- Shivanagar Location in Nepal
- Coordinates: 27°31′N 82°48′E﻿ / ﻿27.517°N 82.800°E
- Country: Nepal
- Zone: Lumbini Zone
- District: Kapilvastu District

Population (1991)
- • Total: 3,400
- Time zone: UTC+5:45 (Nepal Time)

= Shivanagar =

Shivanagar is a town in Krishnanagar Municipality in Kapilvastu District in the Lumbini Zone of southern Nepal. The former VDC was merged to form the municipality established on 18 May 2014 Krishnanagar, Sirsihawa, Shivanagar VDCs.
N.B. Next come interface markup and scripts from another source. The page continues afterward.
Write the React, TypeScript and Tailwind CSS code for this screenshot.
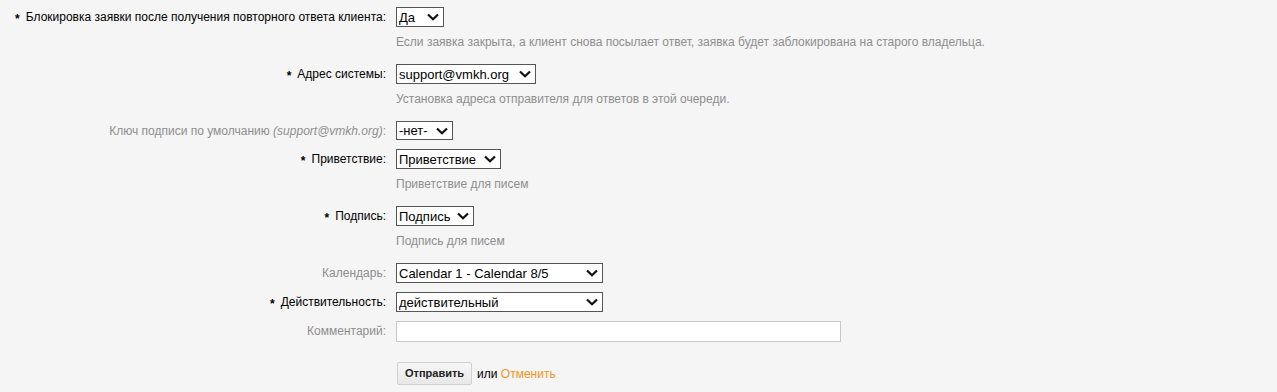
import React from "react";

type Row = {
    label: string;
    labelNote?: string;
    required?: boolean;
    value?: string;
    width: string;
    height?: string;
    description?: string;
    input?: boolean;
};

const rows: Row[] = [
    {
        label: "Блокировка заявки после получения повторного ответа клиента:",
        required: true,
        value: "Да",
        width: "w-[48px]",
        description:
            "Если заявка закрыта, а клиент снова посылает ответ, заявка будет заблокирована на старого владельца.",
    },
    {
        label: "Адрес системы:",
        required: true,
        value: "support@vmkh.org",
        width: "w-[140px]",
        description: "Установка адреса отправителя для ответов в этой очереди.",
    },
    {
        label: "Ключ подписи по умолчанию",
        labelNote: "(support@vmkh.org)",
        value: "-нет-",
        width: "w-[57px]",
        height: "h-[19px]",
    },
    {
        label: "Приветствие:",
        required: true,
        value: "Приветствие",
        width: "w-[105px]",
        description: "Приветствие для писем",
    },
    {
        label: "Подпись:",
        required: true,
        value: "Подпись",
        width: "w-[78px]",
        description: "Подпись для писем",
    },
    { label: "Календарь:", value: "Calendar 1 - Calendar 8/5", width: "w-[207px]" },
    { label: "Действительность:", required: true, value: "действительный", width: "w-[207px]" },
    { label: "Комментарий:", width: "w-[445px]", input: true },
];

const Chevron = () => (
    <svg width="12" height="8" viewBox="0 0 12 8" className="pointer-events-none absolute right-[5px] top-1/2 -translate-y-1/2">
        <path d="M1 1.5 L6 6.3 L11 1.5" fill="none" stroke="#111" strokeWidth="2.2" />
    </svg>
);

const Field: React.FC<{ row: Row }> = ({ row }) => {
    if (row.input) {
        return <input type="text" className={`h-[21px] ${row.width} border border-[#c8c8c8] bg-white outline-none`} />;
    }
    const h = row.height ?? "h-5";
    return (
        <div className={`relative ${h} ${row.width}`}>
            <select
                defaultValue={row.value}
                className={`${h} w-full appearance-none border border-[#555] bg-white pl-[2px] pr-4 text-[13px] leading-[17px] text-black outline-none`}
            >
                <option>{row.value}</option>
            </select>
            <Chevron />
        </div>
    );
};

export default function App() {
    return (
        <div className="min-h-[392px] w-full bg-[#f5f5f5] pt-[7px] font-['Liberation_Sans',Arial,sans-serif] text-[12px]">
            {rows.map((row, i) => (
                <div key={i} className="mb-[9px] flex gap-[10px]">
                    <label
                        className={`flex ${row.height ?? "h-5"} w-[386px] shrink-0 items-center justify-end ${
                            row.required ? "text-black" : "text-[#8e8e8e]"
                        }`}
                    >
                        {row.required && <span className="relative top-[2px] mr-[6px] font-bold">*</span>}
                        <span>
                            {row.label}
                            {row.labelNote && (
                                <>
                                    {" "}
                                    <i>{row.labelNote}</i>:
                                </>
                            )}
                        </span>
                    </label>
                    <div className="flex flex-col">
                        <Field row={row} />
                        {row.description && (
                            <p className="mt-[7px] mb-[5px] leading-4 text-[#8e8e8e]">{row.description}</p>
                        )}
                    </div>
                </div>
            ))}

            <div className="mt-[20px] flex items-center gap-[5px] pl-[397px]">
                <button className="h-[23px] rounded-[2px] border border-[#d0d0d0] bg-gradient-to-b from-[#f6f6f6] to-[#e8e8e8] px-[7px] text-[11px] font-bold text-[#222]">
                    Отправить
                </button>
                <span className="text-black">
                    или <a className="text-[#f7941d]">Отменить</a>
                </span>
            </div>
        </div>
    );
}
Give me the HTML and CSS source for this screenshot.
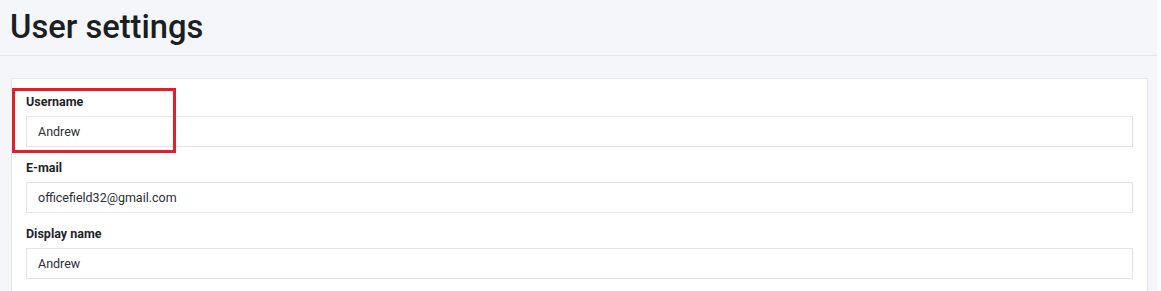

At the time of the 2011 Nepal census it had a population of 4,774 people living in 735 individual households.

==History==
The village is named after Late Mr. Shiv Prasad Rajouria, who was one of the most honourable and respected men of Kapilvastu district during his time (early-and-mid-20th century). Rajouria was known for his leadership, community work and charity. Rajouria left behind a large family that even today is well known in Kapilvastu. The Rajouria family have contributed to socio-economic and political development of the region.

Popular members of the Rajouria family include Late Mr. Hari Narayan Rajouria four time agricultural Minister of Shivanagar and Late Dr. Guru Prasad Rajouria who served as a Minister in the Central Government and President of the Kapilbastu District Development Committee twice.